# STORED ROWS start
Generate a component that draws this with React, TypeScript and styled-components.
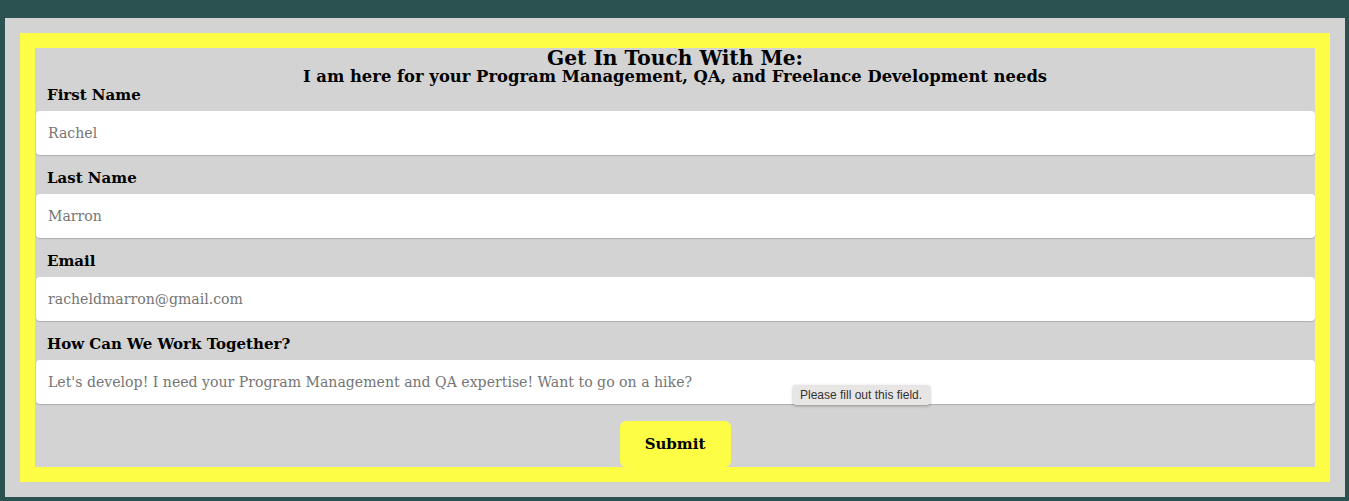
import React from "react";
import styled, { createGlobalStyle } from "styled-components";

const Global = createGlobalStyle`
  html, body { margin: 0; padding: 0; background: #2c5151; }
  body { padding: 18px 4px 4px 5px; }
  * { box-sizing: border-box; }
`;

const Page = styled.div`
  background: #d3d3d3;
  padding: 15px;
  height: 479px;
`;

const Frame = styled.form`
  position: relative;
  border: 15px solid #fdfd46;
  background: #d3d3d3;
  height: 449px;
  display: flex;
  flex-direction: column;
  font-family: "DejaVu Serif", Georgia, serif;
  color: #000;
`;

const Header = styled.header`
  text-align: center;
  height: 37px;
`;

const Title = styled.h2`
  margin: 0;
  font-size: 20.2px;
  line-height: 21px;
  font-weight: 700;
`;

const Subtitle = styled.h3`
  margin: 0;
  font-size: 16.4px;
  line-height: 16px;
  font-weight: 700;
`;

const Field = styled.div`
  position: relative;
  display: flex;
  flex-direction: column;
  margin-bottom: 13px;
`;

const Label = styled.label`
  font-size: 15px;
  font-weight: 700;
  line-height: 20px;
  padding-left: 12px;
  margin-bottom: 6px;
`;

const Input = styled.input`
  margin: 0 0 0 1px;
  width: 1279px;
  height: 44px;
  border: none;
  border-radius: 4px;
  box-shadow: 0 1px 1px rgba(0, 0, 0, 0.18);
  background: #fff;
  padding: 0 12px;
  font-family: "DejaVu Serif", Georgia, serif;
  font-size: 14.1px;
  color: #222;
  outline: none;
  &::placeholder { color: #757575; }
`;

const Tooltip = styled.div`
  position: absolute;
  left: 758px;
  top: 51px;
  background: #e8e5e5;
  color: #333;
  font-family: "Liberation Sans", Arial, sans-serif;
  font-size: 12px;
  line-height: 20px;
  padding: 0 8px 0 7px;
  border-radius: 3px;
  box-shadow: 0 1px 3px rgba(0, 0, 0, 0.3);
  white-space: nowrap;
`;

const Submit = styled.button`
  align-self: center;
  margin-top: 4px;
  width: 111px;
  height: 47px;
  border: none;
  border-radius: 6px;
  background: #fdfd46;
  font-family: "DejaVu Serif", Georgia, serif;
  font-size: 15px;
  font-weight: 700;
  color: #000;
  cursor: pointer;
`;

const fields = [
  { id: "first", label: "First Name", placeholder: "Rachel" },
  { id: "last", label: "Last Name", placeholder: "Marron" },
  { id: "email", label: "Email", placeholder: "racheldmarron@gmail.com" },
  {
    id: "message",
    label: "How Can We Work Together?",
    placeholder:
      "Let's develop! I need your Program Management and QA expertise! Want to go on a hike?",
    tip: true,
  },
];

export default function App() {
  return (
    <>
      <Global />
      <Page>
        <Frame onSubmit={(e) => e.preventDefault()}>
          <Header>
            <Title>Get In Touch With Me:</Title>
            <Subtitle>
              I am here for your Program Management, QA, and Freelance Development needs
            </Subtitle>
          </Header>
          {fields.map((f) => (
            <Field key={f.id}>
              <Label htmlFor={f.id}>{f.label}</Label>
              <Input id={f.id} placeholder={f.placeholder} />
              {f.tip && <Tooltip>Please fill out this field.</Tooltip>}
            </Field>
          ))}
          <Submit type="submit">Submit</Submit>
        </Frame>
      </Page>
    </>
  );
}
# STORED ROWS end
# STORED ROWS start
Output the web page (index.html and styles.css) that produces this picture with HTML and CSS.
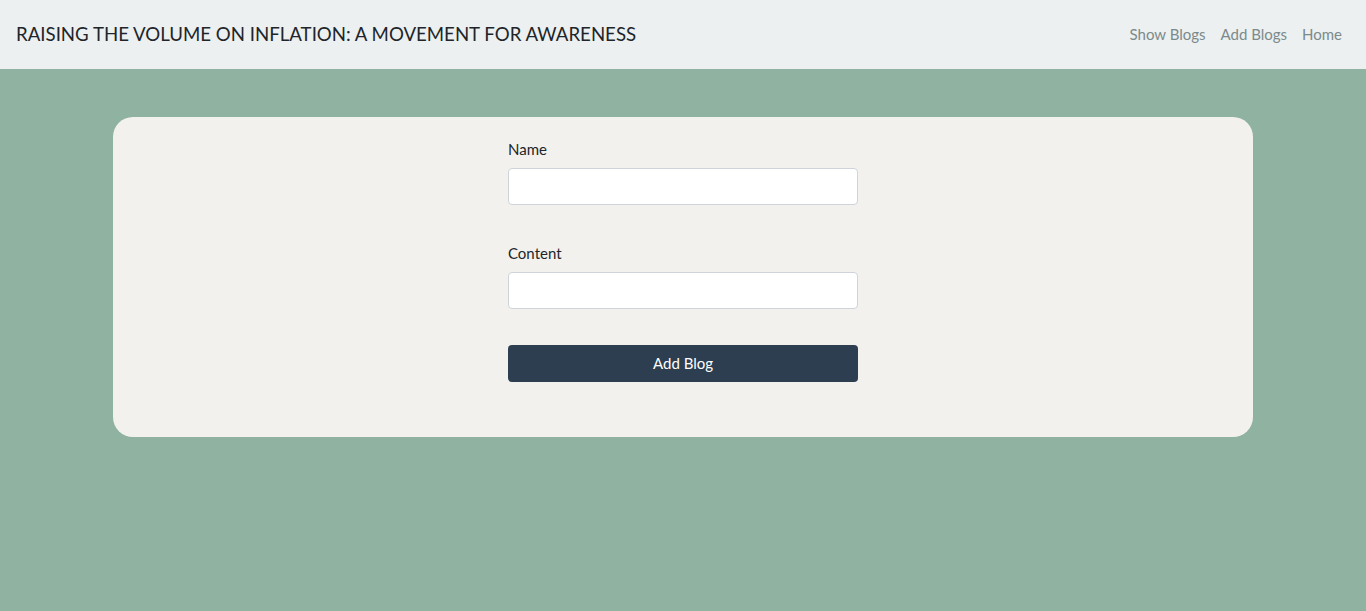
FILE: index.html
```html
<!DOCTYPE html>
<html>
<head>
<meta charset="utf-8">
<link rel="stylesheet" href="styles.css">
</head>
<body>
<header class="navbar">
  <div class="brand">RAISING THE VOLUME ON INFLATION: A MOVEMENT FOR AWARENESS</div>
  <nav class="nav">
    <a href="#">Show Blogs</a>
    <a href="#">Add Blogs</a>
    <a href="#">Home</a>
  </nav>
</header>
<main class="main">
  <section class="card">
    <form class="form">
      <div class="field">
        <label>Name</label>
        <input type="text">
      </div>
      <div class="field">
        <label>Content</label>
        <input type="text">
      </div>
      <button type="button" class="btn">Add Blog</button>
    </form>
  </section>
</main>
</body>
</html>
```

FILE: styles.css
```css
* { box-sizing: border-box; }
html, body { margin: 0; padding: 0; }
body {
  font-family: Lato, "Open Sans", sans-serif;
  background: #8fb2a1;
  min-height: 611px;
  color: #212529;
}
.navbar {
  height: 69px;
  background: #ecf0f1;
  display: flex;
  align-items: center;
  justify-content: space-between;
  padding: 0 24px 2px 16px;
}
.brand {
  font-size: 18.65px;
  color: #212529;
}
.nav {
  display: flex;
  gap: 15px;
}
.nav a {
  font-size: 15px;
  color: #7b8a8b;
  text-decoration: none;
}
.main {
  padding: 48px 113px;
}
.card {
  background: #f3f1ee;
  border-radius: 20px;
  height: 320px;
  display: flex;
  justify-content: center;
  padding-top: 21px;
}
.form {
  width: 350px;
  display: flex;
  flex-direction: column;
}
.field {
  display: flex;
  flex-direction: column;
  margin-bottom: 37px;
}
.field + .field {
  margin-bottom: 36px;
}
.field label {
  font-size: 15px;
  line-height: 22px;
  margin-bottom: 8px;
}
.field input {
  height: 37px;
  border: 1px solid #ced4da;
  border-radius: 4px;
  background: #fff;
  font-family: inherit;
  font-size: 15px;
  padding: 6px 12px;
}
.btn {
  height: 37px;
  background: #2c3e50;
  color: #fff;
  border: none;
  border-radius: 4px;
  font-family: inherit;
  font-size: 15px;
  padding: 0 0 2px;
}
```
# STORED ROWS end
__EXERCISE TASK__
Search the entries for the word "styles", then list each line that holds it.

__ANSWER TO THIS EXERCISE__
Output the web page (index.html and styles.css) that produces this picture with HTML and CSS.
<link rel="stylesheet" href="styles.css">
FILE: styles.css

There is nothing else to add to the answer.